SOURCE MATERIAL:
++++++

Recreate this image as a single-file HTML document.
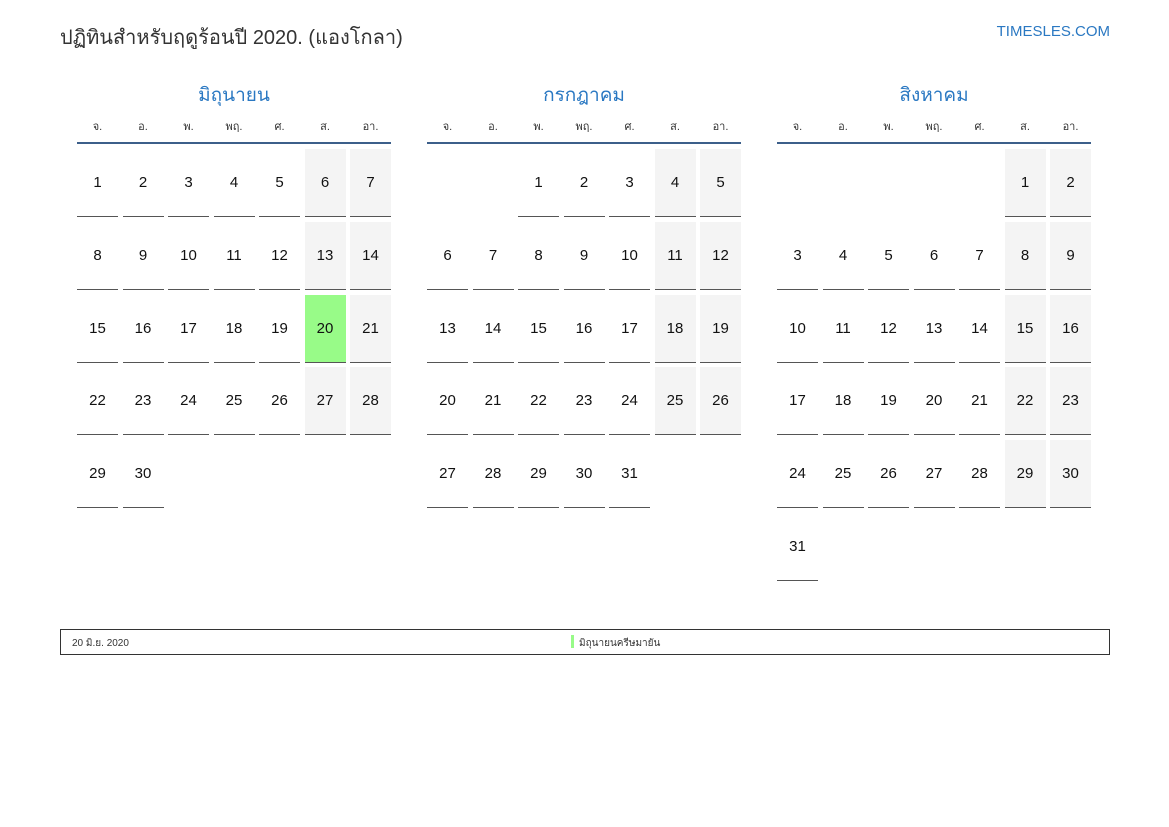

++++++

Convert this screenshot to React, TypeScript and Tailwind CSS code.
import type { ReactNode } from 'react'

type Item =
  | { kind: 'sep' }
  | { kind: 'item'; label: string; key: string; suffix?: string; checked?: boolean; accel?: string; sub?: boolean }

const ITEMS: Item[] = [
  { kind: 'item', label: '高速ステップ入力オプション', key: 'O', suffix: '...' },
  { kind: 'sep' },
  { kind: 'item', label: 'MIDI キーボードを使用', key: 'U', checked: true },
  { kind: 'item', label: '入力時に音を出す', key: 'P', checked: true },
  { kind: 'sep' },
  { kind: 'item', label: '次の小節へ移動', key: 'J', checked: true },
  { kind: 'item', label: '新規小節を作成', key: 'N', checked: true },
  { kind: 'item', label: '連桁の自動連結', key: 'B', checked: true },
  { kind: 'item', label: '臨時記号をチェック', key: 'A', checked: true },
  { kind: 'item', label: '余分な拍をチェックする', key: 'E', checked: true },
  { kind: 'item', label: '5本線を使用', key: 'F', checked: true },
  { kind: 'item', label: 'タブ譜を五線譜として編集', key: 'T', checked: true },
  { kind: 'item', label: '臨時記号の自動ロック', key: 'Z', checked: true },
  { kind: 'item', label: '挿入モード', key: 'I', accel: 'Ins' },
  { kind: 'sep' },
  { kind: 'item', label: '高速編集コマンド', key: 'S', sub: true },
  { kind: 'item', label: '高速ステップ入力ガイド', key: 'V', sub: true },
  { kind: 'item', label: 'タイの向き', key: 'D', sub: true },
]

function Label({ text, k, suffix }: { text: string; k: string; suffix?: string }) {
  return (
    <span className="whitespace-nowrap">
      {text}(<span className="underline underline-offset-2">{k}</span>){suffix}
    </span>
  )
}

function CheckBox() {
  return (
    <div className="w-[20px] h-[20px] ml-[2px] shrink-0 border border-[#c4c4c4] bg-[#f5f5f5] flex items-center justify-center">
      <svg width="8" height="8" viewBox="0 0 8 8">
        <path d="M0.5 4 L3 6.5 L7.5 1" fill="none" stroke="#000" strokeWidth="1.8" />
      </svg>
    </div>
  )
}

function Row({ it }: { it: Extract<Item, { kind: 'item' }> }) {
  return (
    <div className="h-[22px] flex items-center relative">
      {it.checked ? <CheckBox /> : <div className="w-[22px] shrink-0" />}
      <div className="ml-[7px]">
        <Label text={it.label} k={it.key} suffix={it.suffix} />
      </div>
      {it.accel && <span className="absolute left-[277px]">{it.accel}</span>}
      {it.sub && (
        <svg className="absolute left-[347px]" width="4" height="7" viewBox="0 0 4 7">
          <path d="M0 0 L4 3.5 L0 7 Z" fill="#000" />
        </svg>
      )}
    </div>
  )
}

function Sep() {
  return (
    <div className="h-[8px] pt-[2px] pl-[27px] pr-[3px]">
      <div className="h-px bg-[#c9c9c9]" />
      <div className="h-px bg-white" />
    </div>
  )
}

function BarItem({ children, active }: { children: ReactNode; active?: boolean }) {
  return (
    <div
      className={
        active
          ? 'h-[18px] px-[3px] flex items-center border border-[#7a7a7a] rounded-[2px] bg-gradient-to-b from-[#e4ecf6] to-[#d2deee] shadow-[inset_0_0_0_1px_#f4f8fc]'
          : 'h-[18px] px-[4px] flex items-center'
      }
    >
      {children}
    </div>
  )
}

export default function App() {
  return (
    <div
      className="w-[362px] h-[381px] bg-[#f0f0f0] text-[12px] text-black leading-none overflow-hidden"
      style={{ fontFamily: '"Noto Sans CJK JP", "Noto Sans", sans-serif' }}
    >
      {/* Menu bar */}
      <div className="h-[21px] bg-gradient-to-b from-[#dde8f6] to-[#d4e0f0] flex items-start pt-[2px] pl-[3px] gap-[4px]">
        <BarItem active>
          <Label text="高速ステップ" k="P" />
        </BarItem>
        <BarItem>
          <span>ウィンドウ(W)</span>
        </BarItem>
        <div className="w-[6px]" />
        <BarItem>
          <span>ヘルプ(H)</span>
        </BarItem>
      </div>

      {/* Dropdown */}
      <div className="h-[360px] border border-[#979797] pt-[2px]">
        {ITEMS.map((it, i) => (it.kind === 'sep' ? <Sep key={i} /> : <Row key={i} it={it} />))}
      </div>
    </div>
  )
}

++++++

GIVEN EXERCISE: Go through the material above and output exactly the lines from the one containing "Convert this screenshot" through the one containing "string; key: string;".

SOLUTION TO THE PROBLEM:
Convert this screenshot to React, TypeScript and Tailwind CSS code.
import type { ReactNode } from 'react'

type Item =
  | { kind: 'sep' }
  | { kind: 'item'; label: string; key: string; suffix?: string; checked?: boolean; accel?: string; sub?: boolean }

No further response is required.